Sirako   Tuesday, May 25, 2004, 14:44 GMT
"Great Britain is the name of the island group of which Ireland, Britain, the Isle of Man etc are all a part. It is not a matter of politics, it is a matter of geography."

If this were true, why do British passports say Great Britain AND Northern Ireland!!

It's complete nonsense, and furthermore, attempts by British people to say that Ireland is British in a purely geographical sense is disengenuous and offensive.
mjd   Tuesday, May 25, 2004, 18:49 GMT
Septic said: "Should all foreign actors be prohibited from playing American parts as well? I can think of dozens of recent examples."

However I can think of many good examples as well....Naomi Watts, for example. I think her American accent is flawless. Nicole Kidman does a good job too.
Septic   Tuesday, May 25, 2004, 19:59 GMT
mjd - Are you saying that these people should be prohibited from playing American characters? Obviously not. But there is another side of the coin, which is what I was trying to describe.

Nicole Kidman makes a lot of mistakes in terms of vowels. I hear that her accent in "Cold Mountain" was crap. I also think that often people believe that somebody has nailed an American accent (Americans included) when they have only spoken in what I think is often a very rough generic American accent (a monotone and a rolling r) that nobody here really speaks. The people who really nail accents nail more "organic" regional accents. Most actors/ actresses cannot do this. A few can.

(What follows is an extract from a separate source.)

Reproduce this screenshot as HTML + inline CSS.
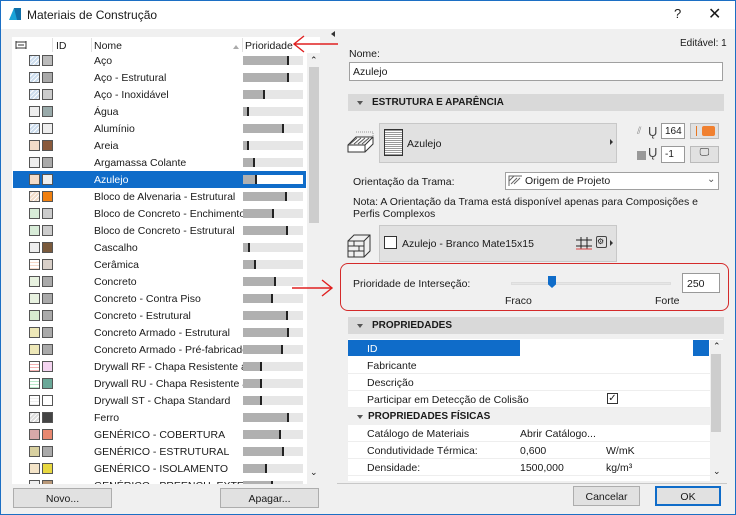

I could tell the Aussie guy on "The Wire" was Australian right away, even if most people thought that the accent was good. The same is true with a new guy on ER. I think that a good example of a foreigner doing a good accent is Damien Lewis on "Band of Brothers". You'd never guess that he's English.
confuzzeled   Tuesday, May 25, 2004, 22:58 GMT
hey! im from america, and i speak english, i think if you are from spain, speak the way you want, the same as if you were from france, britain, or japan. you can't argue with people about the way they speak because they will speak the way everyone else does in their country. nobody get mad at me for saying that but its my opinon.
Taiko Hirogi   Tuesday, May 25, 2004, 23:00 GMT
I agree with Confuzzeled. Everyone stop messing with people about the way they speak, or how their accent is.
Damian   Wednesday, May 26, 2004, 07:36 GMT
It's true, my passport says "European Union; United Kingdom of Great Britain and Northern Ireland". The UK includes Northern Ireland, but Great Britain excludes Northern Ireland. It's all historical.

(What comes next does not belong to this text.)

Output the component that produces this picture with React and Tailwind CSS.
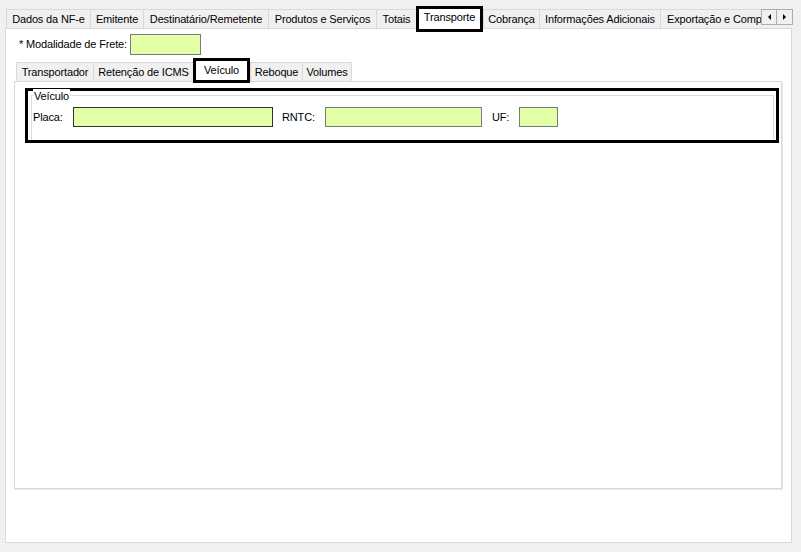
import React from "react";

const FONT = { fontFamily: '"Liberation Sans", Arial, sans-serif' };

function Tab({ label, w, last, clip }) {
  return (
    <div
      className={`h-[19px] shrink-0 border-t border-l border-[#d9d9d9] bg-[#f0f0f0] flex items-center leading-[18px] whitespace-nowrap ${last ? "border-r" : ""} ${clip ? "overflow-hidden pl-[6px]" : "justify-center"}`}
      style={{ width: w }}
    >
      {label}
    </div>
  );
}

function SelTab({ label, w, h, pt }) {
  return (
    <div
      className={`relative z-10 shrink-0 border-[3px] border-black bg-white flex justify-center leading-[14px] whitespace-nowrap ${h} ${pt}`}
      style={{ width: w }}
    >
      {label}
    </div>
  );
}

function Field({ w, dark }) {
  return (
    <div
      className={`h-[20px] shrink-0 bg-[#e2fea6] border ${dark ? "border-[#333333]" : "border-[#7a7a7a]"}`}
      style={{ width: w }}
    />
  );
}

export default function App() {
  return (
    <div
      className="w-[801px] h-[552px] bg-[#f0f0f0] text-[11px] text-black overflow-hidden tracking-[-0.15px]"
      style={FONT}
    >
      {/* outer tab strip */}
      <div className="flex items-end h-[22px] mt-[6px] pl-[6px]">
        <Tab label="Dados da NF-e" w={84} />
        <Tab label="Emitente" w={53} />
        <Tab label="Destinatário/Remetente" w={125} />
        <Tab label="Produtos e Serviços" w={108} />
        <Tab label="Totais" w={40} />
        <SelTab label="Transporte" w={67} h="h-[26px] -mb-[4px]" pt="pt-[1px]" />
        <Tab label="Cobrança" w={56} />
        <Tab label="Informações Adicionais" w={121} />
        <Tab label="Exportação e Compras" w={101} clip />
        <div className="self-start mt-[3px] flex">
          <div className="w-[16px] h-[16px] border border-[#adadad] bg-[#f0f0f0] flex items-center justify-center">
            <div className="w-0 h-0 border-y-[3px] border-y-transparent border-r-[3px] border-r-black" />
          </div>
          <div className="w-[16px] h-[16px] border border-l-0 border-[#adadad] bg-[#f0f0f0] flex items-center justify-center">
            <div className="w-0 h-0 border-y-[3px] border-y-transparent border-l-[3px] border-l-black" />
          </div>
        </div>
      </div>

      {/* outer panel */}
      <div className="ml-[5px] w-[787px] h-[515px] bg-white border border-[#d9d9d9]">
        <div className="flex items-center mt-[5px] pl-[13px] h-[21px]">
          <span className="w-[111px] whitespace-nowrap">* Modalidade de Frete:</span>
          <div className="w-[71px] h-[21px] bg-[#e2fea6] border border-[#7a7a7a]" />
        </div>

        {/* inner tab strip */}
        <div className="flex items-end h-[23px] mt-[3px] ml-[10px]">
          <Tab label="Transportador" w={77} />
          <Tab label="Retenção de ICMS" w={100} />
          <SelTab label="Veículo" w={57} h="h-[25px] -mb-[2px]" pt="pt-[2px]" />
          <Tab label="Reboque" w={52} />
          <Tab label="Volumes" w={50} last />
        </div>

        {/* inner panel */}
        <div className="ml-[8px] w-[768px] h-[408px] bg-white border border-[#d9d9d9] shadow-[1px_1px_0_#e8e8e8]">
          <div className="ml-[10px] mt-[6px] w-[754px] h-[55px] border-[3px] border-black">
            <div className="relative mt-[4px] ml-[3px] mr-[2px] h-[45px] border border-b-0 border-[#dcdcdc]">
              <span className="absolute left-[1px] -top-[7px] bg-white px-[1px] leading-[14px]">Veículo</span>
              <div className="flex items-center pt-[11px] pl-[1px]">
                <span className="w-[40px]">Placa:</span>
                <Field w={200} dark />
                <span className="w-[52px] pl-[9px]">RNTC:</span>
                <Field w={157} />
                <span className="w-[37px] pl-[10px]">UF:</span>
                <Field w={39} />
              </div>
            </div>
          </div>
        </div>
      </div>
    </div>
  );
}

Most British people don't think Ireland is British. If you mean the republic of Ireland then in reality that is as "foreign" as is Spain or Finland or wherever. Personally I would like the entire island of Ireland to be united as one but that is the problem we all know about. As in so many similar disputes in this world, religion is the problem.

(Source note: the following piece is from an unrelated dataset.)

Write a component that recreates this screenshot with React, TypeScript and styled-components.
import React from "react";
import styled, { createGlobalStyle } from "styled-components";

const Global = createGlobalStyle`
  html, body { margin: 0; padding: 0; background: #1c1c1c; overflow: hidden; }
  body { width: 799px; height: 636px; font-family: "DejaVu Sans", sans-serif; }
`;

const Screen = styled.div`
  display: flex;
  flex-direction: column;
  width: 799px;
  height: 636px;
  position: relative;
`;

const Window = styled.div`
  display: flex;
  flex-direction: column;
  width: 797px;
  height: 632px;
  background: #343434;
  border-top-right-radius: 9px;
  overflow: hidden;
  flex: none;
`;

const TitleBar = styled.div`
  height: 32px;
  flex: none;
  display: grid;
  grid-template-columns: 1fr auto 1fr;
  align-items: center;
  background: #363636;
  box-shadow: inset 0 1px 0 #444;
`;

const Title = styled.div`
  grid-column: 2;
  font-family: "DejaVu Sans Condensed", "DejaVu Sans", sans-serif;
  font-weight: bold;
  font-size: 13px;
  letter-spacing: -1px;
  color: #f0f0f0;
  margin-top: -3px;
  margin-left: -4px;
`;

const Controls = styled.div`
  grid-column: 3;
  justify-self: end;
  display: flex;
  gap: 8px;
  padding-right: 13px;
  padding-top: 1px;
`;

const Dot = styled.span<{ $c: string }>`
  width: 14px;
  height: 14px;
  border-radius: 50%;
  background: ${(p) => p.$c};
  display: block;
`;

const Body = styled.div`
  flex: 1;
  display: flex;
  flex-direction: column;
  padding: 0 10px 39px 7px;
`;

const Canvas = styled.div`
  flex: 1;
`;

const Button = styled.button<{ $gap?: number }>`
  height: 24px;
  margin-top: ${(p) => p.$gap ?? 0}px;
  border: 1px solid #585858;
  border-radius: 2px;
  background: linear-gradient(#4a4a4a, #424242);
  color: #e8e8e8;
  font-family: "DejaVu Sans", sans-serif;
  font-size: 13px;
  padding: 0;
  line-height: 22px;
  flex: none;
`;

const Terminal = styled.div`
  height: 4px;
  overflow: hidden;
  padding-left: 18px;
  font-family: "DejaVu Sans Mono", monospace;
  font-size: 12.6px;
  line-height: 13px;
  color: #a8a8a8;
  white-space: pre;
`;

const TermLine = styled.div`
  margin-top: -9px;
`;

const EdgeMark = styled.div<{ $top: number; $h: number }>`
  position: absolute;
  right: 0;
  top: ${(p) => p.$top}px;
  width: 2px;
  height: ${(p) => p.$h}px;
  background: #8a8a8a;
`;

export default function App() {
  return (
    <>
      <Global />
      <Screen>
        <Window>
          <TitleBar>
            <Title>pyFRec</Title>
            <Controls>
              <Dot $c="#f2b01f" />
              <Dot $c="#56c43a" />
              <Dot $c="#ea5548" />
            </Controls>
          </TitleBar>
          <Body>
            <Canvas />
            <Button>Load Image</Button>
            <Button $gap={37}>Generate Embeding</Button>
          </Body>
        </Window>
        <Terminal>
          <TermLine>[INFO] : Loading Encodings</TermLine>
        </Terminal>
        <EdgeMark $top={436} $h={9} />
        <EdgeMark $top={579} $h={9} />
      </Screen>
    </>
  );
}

I like the contrast between the Belfast and Dublin accents. If I had to choose, it would be Dublin.....remember the guys from Westlife? :-)
mjd   Wednesday, May 26, 2004, 09:08 GMT

Perhaps my ear isn't as finely tuned as yours. I haven't seen "Cold Mountain" so I can't judge Nicole in that movie. I will say that Naomi Watts' American accent in "21 Grams" is excellent...I detected no accent on her. Hell, I even thought Hugo Weaving's accent was pretty good in the "Matrix" (It was exaggerated, as the character of Agent Smith was a kind of a caricature, but it didn't jump out at me as an Australian immitating an American).
Sirako   Wednesday, May 26, 2004, 13:19 GMT
Thanks for the support Damien!

However, I think your comment that religion is the problem is typical of many ill-informed people. The British media play a central role in such disinformation.

As in so many similar disputes in this world (Indian subcontinent/Africa/Iraq/Middle East, the problems in Ireland are the result of British interference - in this case going back almost 1,000 years.

If it were really about religion, can you tell me if they believe in a different Jesus Christ and don't have the same 10 commandments? Why are there no forced conversions?

It is all about territory, religious status is a handy faultline.

You might want to do some research and you will see that many who fought for Ireland's freedom were protestant - Wolfe Tone, Parnell etc. and the first president of Ireland was protestant.
Ryan   Wednesday, May 26, 2004, 14:58 GMT
When foreigners do American accents in movies, they always sound a bit "formalized." They sound okay, except that nobody on the street would probably ever talk that way.

My favorite accent gaffe is Hugh Jackman in the X-Men. They have him sounding like a very normal American. But he's playing Wolverine so he's supposed to be Canadian! No sign of a Canadian accent on him at all...
Damian   Wednesday, May 26, 2004, 16:30 GMT
I once unwittingly annoyed a Canadian guy by asking him whereabouts in the USA he came from! I can ONLY distinguish the difference between Canadian and American accents when the Canadian says words like "out"! I would love to know what other features I should look out for in the Canadian accent to prevent me making the same mistake again.
Damian   Wednesday, May 26, 2004, 16:35 GMT
I don't want to discuss religion or politics on this site to be honest....both are a bit dangerous and the last thing I want to do is to upset or offend anyone in here. I may have done so already I fear! This site really is all about language, and the English language in particular. My views on religious issues and the effect they have had on people over the centuries will never alter. Sorry. :-)
Damian   Wednesday, May 26, 2004, 16:39 GMT
Oops I think I have made a linguistic error in my last posting! It is religious issues that have had an effect on people over the centuries (and a bad effect at that) not my views on the religious issues! Cheers!